At committee a week ago Thursday, the government was quick to circulate the relevant sections of the Bank Act and the Insurance Companies Act as proof that this measure is not out of line. However, those acts prevent the use of a bank or an insurance company's name in a prospectus, offering, memorandum, advertisement for a securities transaction, and so on, except as permitted by the applicable regulations. Leaving aside the issue that the ban is on securities advertisements and not advocacy advertising or comparative advertising, the government side did not circulate the full story: We need to refer to the regulations that show us what is, in fact, permitted.

Let me say this: The Bank Act's "name use" regulations read as follows:

A person may use the name of a bank in a prospectus, offering, memorandum, takeover bid circular, advertisement, or a transaction related to securities, or in any other document in connection with a transaction related to securities where the use is required by law, or the bank has given its express written permission for the use.

Note, honourable senators, the one key difference: The Bank Act regulations do not require you to get the permission of a bank if you are required by law to mention the bank's name in a securities prospectus. Regulations under the Insurance Companies Act are almost identical.

I will not belabour the issue, honourable senators. The point is that Bill C-31 does not grant that type of an exemption. The last time I looked, the provinces had jurisdiction over securities measures. If you issue a prospectus, you must declare all material facts. Thus, if you owe money to the EDC, Bill C-31 puts you in the unusual, bizarre position where you must seek the permission of a federal Crown corporation to meet your legal obligations under a provincial statute.

[Translation]

What is going on, honourable senators?

[English]

The EDC has managed fine so far without such a clause. This clause should be struck from the bill, as there is no demonstrated need for it. We moved an amendment in the committee; I have told honourable senators what happened. Senator Oliver moved an amendment last Thursday. We saw what happened as a result of the vote last evening. All I can do is add to my colleague Senator Tkachuk's words and say, please, honourable senators, when you finally deal with this bill, give careful consideration to the points we have made.

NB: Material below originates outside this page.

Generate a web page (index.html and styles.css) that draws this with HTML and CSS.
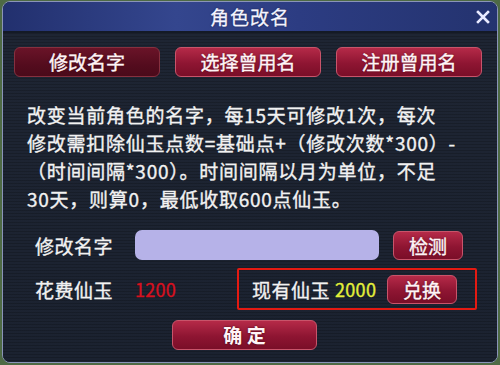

On motion of Senator Setlakwe, debate adjourned.

[Translation]

Business of the Senate

Hon. Fernand Robichaud (Deputy Leader of the Government): Honourable senators, today is Wednesday, a day on which committees sit at 3:30 p.m. With leave of the Senate, I move that the Senate do now adjourn and that all items on the Order Paper that have not been reached stand in their place.

The Senate adjourned until Thursday, December 6, 2001, at 1:30 p.m.